119.1. Te veo dudar. Vacilas y tiemblas, como el que teme algo o el que desea algo con ardor. La duda es la primera de las derrotas: dudar es lo primero que hace el que va a entregar sus armas. La duda agrieta lo único verdaderamente fuerte que hay en ti, es decir, la fe. Por eso fue escrito: «Yo os aseguro: si tenéis fe y no vaciláis, no sólo haréis lo de la higuera, sino que si aun decís a este monte: “Quítate y arrójate al mar,” así se hará» (Mt 21,21).
119.2. Puedo decir a tu favor que, a pesar de tus dudas, sigues escribiendo. Está bien que hagas así, por tres razones. Primera, porque es necesario que quienes conozcan estas palabras no te imaginen como persona buena, estable y santa, cual si estuvieras ya fundado en sólida virtud. Ellos podrían pensar que te hablé así como una especie de premio a tus buenas obras y a tu fructuosa vida, y no es así. Segunda, porque todo hombre tendrá tentaciones y sentirá el embate de los vientos contrarios y de las voces halagadoras del pecado. Es bueno que quede constancia de que, en tales horas, no falta la voz ni la Providencia de Dios. Puede faltar, y de hecho falta muchas veces la correspondiente y generosa obediencia de parte tuya, pero Dios no te ha faltado. Tercera razón, te sirve para memoria de tu propia historia. Tú has llamado “diario” a este serie de inspiraciones mías; está bien que al volver a leer tu “diario” encuentres un recuento, aunque sea indirecto, de tus dificultades, caídas y levantadas.
119.3. Así como vas dejando grabados estos pensamientos, quisiera yo que tus afectos quedaran igualmente grabados. Si tuvieras memoria de los amores como la tienes de las ideas, tu alma agradecida no tendría sino que volverse a la bodega de tales recuerdos para conservarse firme y estable en el bien.
119.4. De cierto, no es esto cosa imposible, aunque sí es verdad que supera a tus propias fuerzas y recursos. Del mismo modo que tu mente no es incapaz para la verdad, pero sí para llegar a deducir la revelación que Dios por su sola iniciativa quiso darte; y de la misma manera que tu corazón no es incapaz para el amor oblativo, pero sí para sacarlo de sus exiguas fuentes, así también tu memoria no es incapaz para esta fuerza de bondad que viene de la historia del amor en tu vida, pero sí resulta inepta para aprender la ciencia de este maravilloso “recordar.”
119.5. Lo mismo que la claridad en la fe y el ardor en la caridad, esta clase de memoria santificada por la Unción del Cielo es un regalo.

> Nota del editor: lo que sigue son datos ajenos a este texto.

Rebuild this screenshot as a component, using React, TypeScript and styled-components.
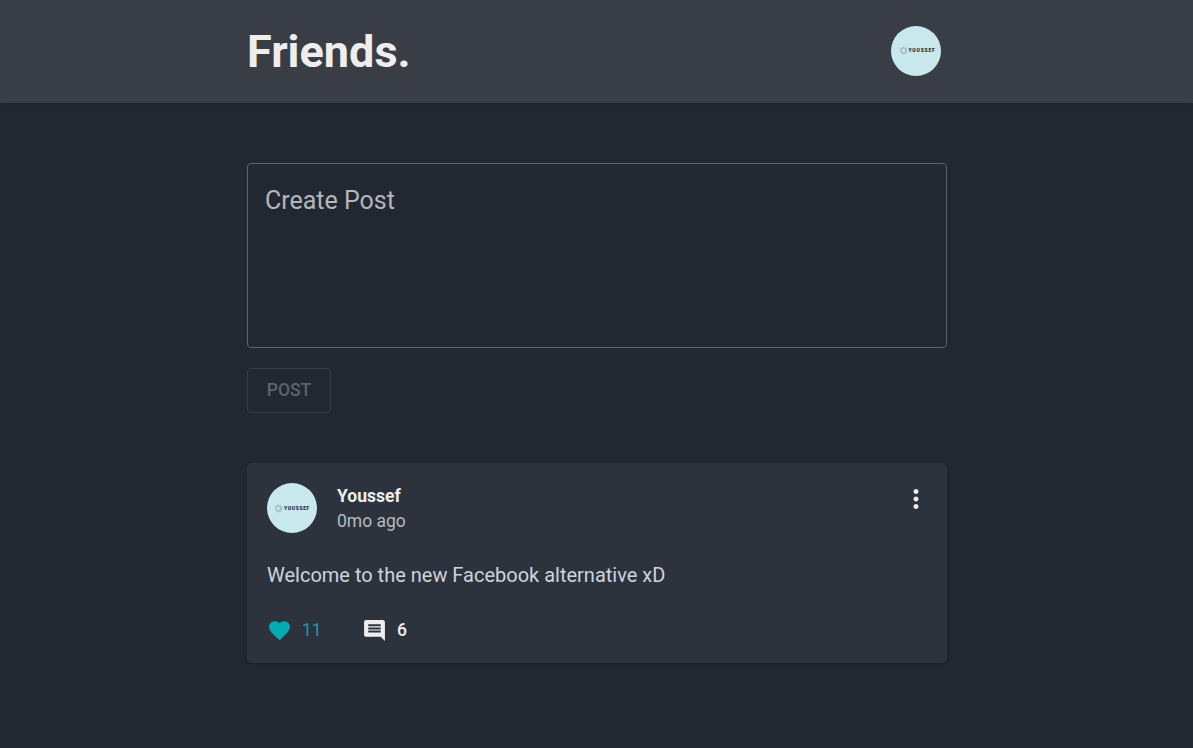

Por eso dijo Nuestro Señor a sus discípulos: «El Paráclito, el Espíritu Santo, que el Padre enviará en mi nombre, os lo enseñará todo y os recordará todo lo que yo os he dicho» (Jn 14,26).
119.6. Desde luego que este “recordar” del que te habla Jesucristo no se refiere a la memoria material de lo dicho. Una palabra así es la que está en las Biblias impresas, y tú sabes que muchas veces queda convertida sólo en adorno para una biblioteca o inocuo regalo de Primera Comunión. No son las palabras impresas en papel o grabadas en la memoria de un computador las que cambian las vidas. Es la palabra predicada como fruto de un corazón en el que ha germinado la gracia, la palabra acogida y amada en el cobijo y riego oportuno de la Comunidad creyente, la palabra madurada en largos silencios y noches: esa es la que posee vida, la que es palabra “de Jesús,” recordada por el Espíritu. Se la llama “recordada” no porque todo lo hubiera dicho Jesús, sino porque, en lo que dice lo que Él es, con su Carne, su Sangre y su Historia, está toda la plenitud de la divinidad (Col 2,9) y la revelación máxima y decisiva del Padre.
119.7. Rogaré a Dios que la gracia de ese “recordar” llegue a ti y en ti encuentre aposento y calor. Deja que te invite a la alegría. Dios te ama; su amor es eterno.